## What needs to be done
Give all the lines below again, exactly, with no pictures.

## Given data
_ _ _ _

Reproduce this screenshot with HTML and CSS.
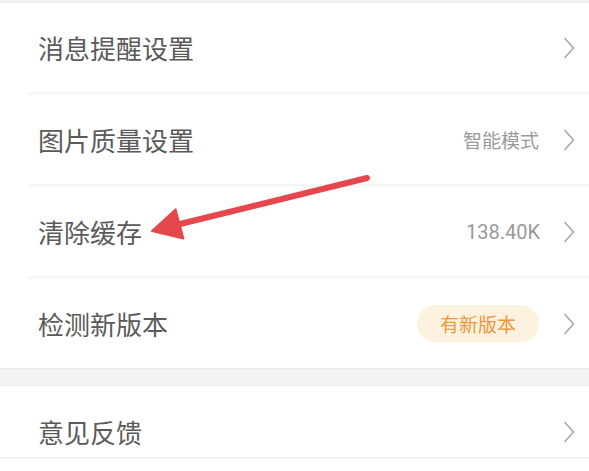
FILE: index.html
```html
<!DOCTYPE html>
<html lang="zh-CN">
<head>
<meta charset="utf-8">
<link rel="stylesheet" href="styles.css">
</head>
<body>
<div class="page">
  <div class="top-strip"></div>
  <div class="group">
    <div class="row">
      <span class="label">消息提醒设置</span>
      <span class="right">
        <svg class="chev" viewBox="0 0 12 22"><polyline points="1.5,1 10.5,11 1.5,21"/></svg>
      </span>
    </div>
    <div class="row">
      <span class="label">图片质量设置</span>
      <span class="right">
        <span class="value">智能模式</span>
        <svg class="chev" viewBox="0 0 12 22"><polyline points="1.5,1 10.5,11 1.5,21"/></svg>
      </span>
    </div>
    <div class="row">
      <span class="label">清除缓存</span>
      <span class="right">
        <span class="value num">138.40K</span>
        <svg class="chev" viewBox="0 0 12 22"><polyline points="1.5,1 10.5,11 1.5,21"/></svg>
      </span>
    </div>
    <div class="row no-border">
      <span class="label">检测新版本</span>
      <span class="right">
        <span class="badge">有新版本</span>
        <svg class="chev" viewBox="0 0 12 22"><polyline points="1.5,1 10.5,11 1.5,21"/></svg>
      </span>
    </div>
  </div>
  <div class="band"></div>
  <div class="group">
    <div class="row last">
      <span class="label">意见反馈</span>
      <span class="right">
        <svg class="chev" viewBox="0 0 12 22"><polyline points="1.5,1 10.5,11 1.5,21"/></svg>
      </span>
    </div>
  </div>
  <svg class="arrow" viewBox="0 0 589 471">
    <line x1="367" y1="178" x2="176" y2="225" />
    <polygon points="152,231 175.6,209.4 183.4,238.6" />
  </svg>
</div>
</body>
</html>
```
FILE: styles.css
```css
html, body {
  margin: 0;
  padding: 0;
  background: #ffffff;
}
.page {
  position: relative;
  width: 589px;
  height: 471px;
  overflow: hidden;
  font-family: "Noto Sans CJK SC", "Noto Sans", sans-serif;
  background: #ffffff;
}
.top-strip {
  height: 3px;
  background: #f1f1f1;
}
.group {
  background: #ffffff;
}
.row {
  display: flex;
  align-items: center;
  justify-content: space-between;
  height: 89px;
  margin-left: 27px;
  padding-left: 11px;
  padding-right: 14px;
  border-bottom: 3px solid #f6f6f6;
}
.row.no-border {
  border-bottom: none;
}
.row.last {
  margin-left: 0;
  padding-left: 38px;
  height: 50px;
  padding-top: 21px;
  border-bottom: 2px solid #f2f2f2;
}
.label {
  font-size: 26px;
  color: #5a5a5a;
  line-height: 1;
}
.right {
  display: flex;
  align-items: center;
}
.value {
  font-size: 19px;
  color: #9a9a9a;
  margin-right: 24px;
  line-height: 1;
}
.value.num {
  font-family: "Roboto", "Noto Sans", sans-serif;
  font-size: 20px;
  margin-right: 23px;
}
.badge {
  display: flex;
  align-items: center;
  height: 37px;
  padding: 0 23px;
  border-radius: 19px;
  background: #fdf2df;
  color: #ec983c;
  font-size: 19px;
  margin-right: 24px;
}
.chev {
  width: 12px;
  height: 22px;
  fill: none;
  stroke: #a6a6a6;
  stroke-width: 1.5;
  stroke-linejoin: miter;
}
.band {
  height: 16px;
  background: #f3f3f3;
  border-top: 1px solid #ebebeb;
  border-bottom: 1px solid #ebebeb;
}
.arrow {
  position: absolute;
  left: 0;
  top: 0;
  width: 589px;
  height: 471px;
  pointer-events: none;
}
.arrow line {
  stroke: #e5474d;
  stroke-width: 6;
  stroke-linecap: round;
}
.arrow polygon {
  fill: #e5474d;
  stroke: #e5474d;
  stroke-width: 2;
  stroke-linejoin: round;
}
```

_ _ _ _

## Written answer
Reproduce this screenshot with HTML and CSS.
FILE: index.html
```html
<!DOCTYPE html>
<html lang="zh-CN">
<head>
<meta charset="utf-8">
<link rel="stylesheet" href="styles.css">
</head>
<body>
<div class="page">
  <div class="top-strip"></div>
  <div class="group">
    <div class="row">
      <span class="label">消息提醒设置</span>
      <span class="right">
        <svg class="chev" viewBox="0 0 12 22"><polyline points="1.5,1 10.5,11 1.5,21"/></svg>
      </span>
    </div>
    <div class="row">
      <span class="label">图片质量设置</span>
      <span class="right">
        <span class="value">智能模式</span>
        <svg class="chev" viewBox="0 0 12 22"><polyline points="1.5,1 10.5,11 1.5,21"/></svg>
      </span>
    </div>
    <div class="row">
      <span class="label">清除缓存</span>
      <span class="right">
        <span class="value num">138.40K</span>
        <svg class="chev" viewBox="0 0 12 22"><polyline points="1.5,1 10.5,11 1.5,21"/></svg>
      </span>
    </div>
    <div class="row no-border">
      <span class="label">检测新版本</span>
      <span class="right">
        <span class="badge">有新版本</span>
        <svg class="chev" viewBox="0 0 12 22"><polyline points="1.5,1 10.5,11 1.5,21"/></svg>
      </span>
    </div>
  </div>
  <div class="band"></div>
  <div class="group">
    <div class="row last">
      <span class="label">意见反馈</span>
      <span class="right">
        <svg class="chev" viewBox="0 0 12 22"><polyline points="1.5,1 10.5,11 1.5,21"/></svg>
      </span>
    </div>
  </div>
  <svg class="arrow" viewBox="0 0 589 471">
    <line x1="367" y1="178" x2="176" y2="225" />
    <polygon points="152,231 175.6,209.4 183.4,238.6" />
  </svg>
</div>
</body>
</html>
```
FILE: styles.css
```css
html, body {
  margin: 0;
  padding: 0;
  background: #ffffff;
}
.page {
  position: relative;
  width: 589px;
  height: 471px;
  overflow: hidden;
  font-family: "Noto Sans CJK SC", "Noto Sans", sans-serif;
  background: #ffffff;
}
.top-strip {
  height: 3px;
  background: #f1f1f1;
}
.group {
  background: #ffffff;
}
.row {
  display: flex;
  align-items: center;
  justify-content: space-between;
  height: 89px;
  margin-left: 27px;
  padding-left: 11px;
  padding-right: 14px;
  border-bottom: 3px solid #f6f6f6;
}
.row.no-border {
  border-bottom: none;
}
.row.last {
  margin-left: 0;
  padding-left: 38px;
  height: 50px;
  padding-top: 21px;
  border-bottom: 2px solid #f2f2f2;
}
.label {
  font-size: 26px;
  color: #5a5a5a;
  line-height: 1;
}
.right {
  display: flex;
  align-items: center;
}
.value {
  font-size: 19px;
  color: #9a9a9a;
  margin-right: 24px;
  line-height: 1;
}
.value.num {
  font-family: "Roboto", "Noto Sans", sans-serif;
  font-size: 20px;
  margin-right: 23px;
}
.badge {
  display: flex;
  align-items: center;
  height: 37px;
  padding: 0 23px;
  border-radius: 19px;
  background: #fdf2df;
  color: #ec983c;
  font-size: 19px;
  margin-right: 24px;
}
.chev {
  width: 12px;
  height: 22px;
  fill: none;
  stroke: #a6a6a6;
  stroke-width: 1.5;
  stroke-linejoin: miter;
}
.band {
  height: 16px;
  background: #f3f3f3;
  border-top: 1px solid #ebebeb;
  border-bottom: 1px solid #ebebeb;
}
.arrow {
  position: absolute;
  left: 0;
  top: 0;
  width: 589px;
  height: 471px;
  pointer-events: none;
}
.arrow line {
  stroke: #e5474d;
  stroke-width: 6;
  stroke-linecap: round;
}
.arrow polygon {
  fill: #e5474d;
  stroke: #e5474d;
  stroke-width: 2;
  stroke-linejoin: round;
}
```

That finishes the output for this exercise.